Jesus Christ: Man or Myth?

To most Christians, the idea that Jesus Christ was not an actual historical figure is unthinkable if not downright heretical.  Yet despite the efforts down through the ages to find the actual man, no one has succeeded in doing so.  For someone who according to traditional Christian dogma is supposed to have given humanity its greatest message and greatest hope, the historical record is completely silent as to his presence in any time period.  Christianity is a religion that prides itself on its historical foundations and documentation.  This article will demonstrate that there is absolutely no conclusive evidence that this person actually existed.  Let us therefore attempt something that most Christians are either unable or unwilling to do: look at the evidence objectively.
It must first be noted that, even if he did actually exist, this Jesus Christ seems to have had no impact or influence on the world around him.  Despite the fact that our Gregorian calendar dates from the time Pope Gregory the first calculated his birth, there is not a single surviving document from that time that refers to anyone by that name.  The records of the Roman Empire are strangely silent.  This is particularly odd inasmuch as the first century of the Common Era is one of the best-documented of antiquity.  While three are dozens of Jesus’ contemporaries whose existence is documented and whose written works survive, no one from that time period refers to Jesus Christ.
Next, consider the New Testament, which refers to the dead coming out of their graves and other miraculous events including darkness descending over the entire land and bodies emerging from their graves and entering Jerusalem.  Surely, these events, had they occurred, would have merited inclusion in some contemporary source!  Yet the historical record is silent on this, as it is to all of Jesus’ purported miracles.
Even if he did exist as a historical rather than mythological person, what can truly be said about him?  He founded no cities, discovered nothing, left no written records, founded no new lands, contributed nothing for the betterment of his contemporaries or anyone else.  What did he really say of value?  Did he encourage his followers to educate themselves?  No.  Did he tell them to think?  No.  Did he provide them with even one valuable lesson on how to better their lives?  No.  At best, he was a minor cult figure whose insignificance is illustrated by the fact that none of his followers bothered to write a single word about him, or to find someone who would do so for them.
So what are the “proofs” offered for Jesus’ existence?
Christian apologists have long pointed to the works of the Jewish historian Flavius Josephus (c.37-100 CE) as proving the historicity of Jesus.  The following single paragraph from his “Antiquities of the Jews” is invariably cited.  It reads:
“Now there was about this time Jesus, a wise man, if be lawful to call him a man, for he was a doer of wonderful works, a teacher of such men as receive the truth with pleasure.  He drew over to him both many of the Jews and many of the Gentiles.  He was (the) Christ; and when Pilate, at the suggestion of the principal men amongst us, had him condemned to the cross, those that loved him at the first did not forsake him, for he appeared to them alive again the third day, as the divine prophets had foretold these and ten thousand other wonderful things concerning him; and the tribe of Christians, so named from him, are not extinct at this day.”

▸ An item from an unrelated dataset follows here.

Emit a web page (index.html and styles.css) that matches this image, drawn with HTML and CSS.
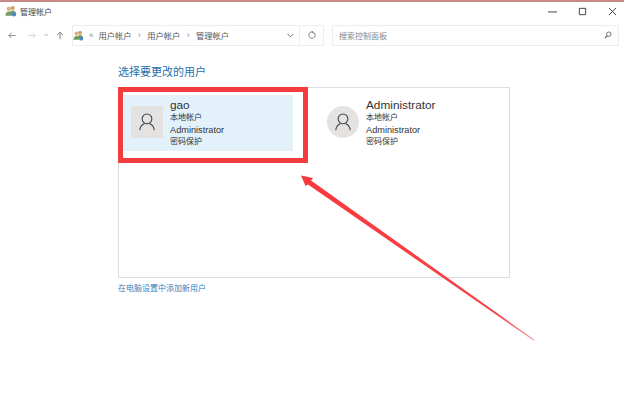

It must first be pointed out that Josephus was writing some six decades after the supposed crucifixion, so he would have had no first-hand knowledge of Jesus’ existence.  Josephus would have been working with second-hand sources and evidence at best.
The passage is an obvious forgery and has been recognized as such by honest historians as such for well over two centuries.  Its brevity alone casts doubt on its authenticity.  Josephus was a writer with a penchant for great detail on the most trivial matters.  His works are tedious  in their detailing the lives of minor criminals, customs officials, governmental economic figures, and the like.  There are in fact six other men named Jesus in Josephus’ works; the one everybody knows today receives the shortest shrift, again illustrating just how unimportant he was considered by his contemporaries.
Yet if Josephus actually penned those words, he must have been amazed at Jesus “wonderful” doings.  So why would he limit himself to a single paragraph of such an exceptional person?
Moreover, the passage does not seem to fit sequentially with either the preceding or the subsequent paragraphs.  When one reads it in context, it stands out as something that occurred to the writer as an afterthought, leaving the reader with the distinct impression that it was added later, as indeed it was; most historians now attribute the passage to the fourth-century Christian writer Eusebius.
However, it is the wording of the paragraph itself that provides the most damaging testimony of the spuriousness of the passage.  The writer refers to Jesus as “the Christ” and the entire paragraph has an undeniably pro-Christian flavor to it.  Josephus was a devout Jew; he could not possibly have authored this passage.
Obviously recognizing the paucity of historical evidence for its central figure, the early church did all it could to “introduce” evidence supporting Jesus’ historicity.  This practice took many forms, from various interpolations in historical writings such as that mentioned above, to the wanton destruction of libraries containing materials deemed heretical.  It is a telling indictment of the church that the duplicitous nature of institutionalized Christianity that these irrefutable historical facts remain obscure facts to most Christians.  Clearly, the dishonesty of the early church founders has been more than matched by their descendants who continue citing to this day Josephus’ spurious forgery as if it has never been refuted.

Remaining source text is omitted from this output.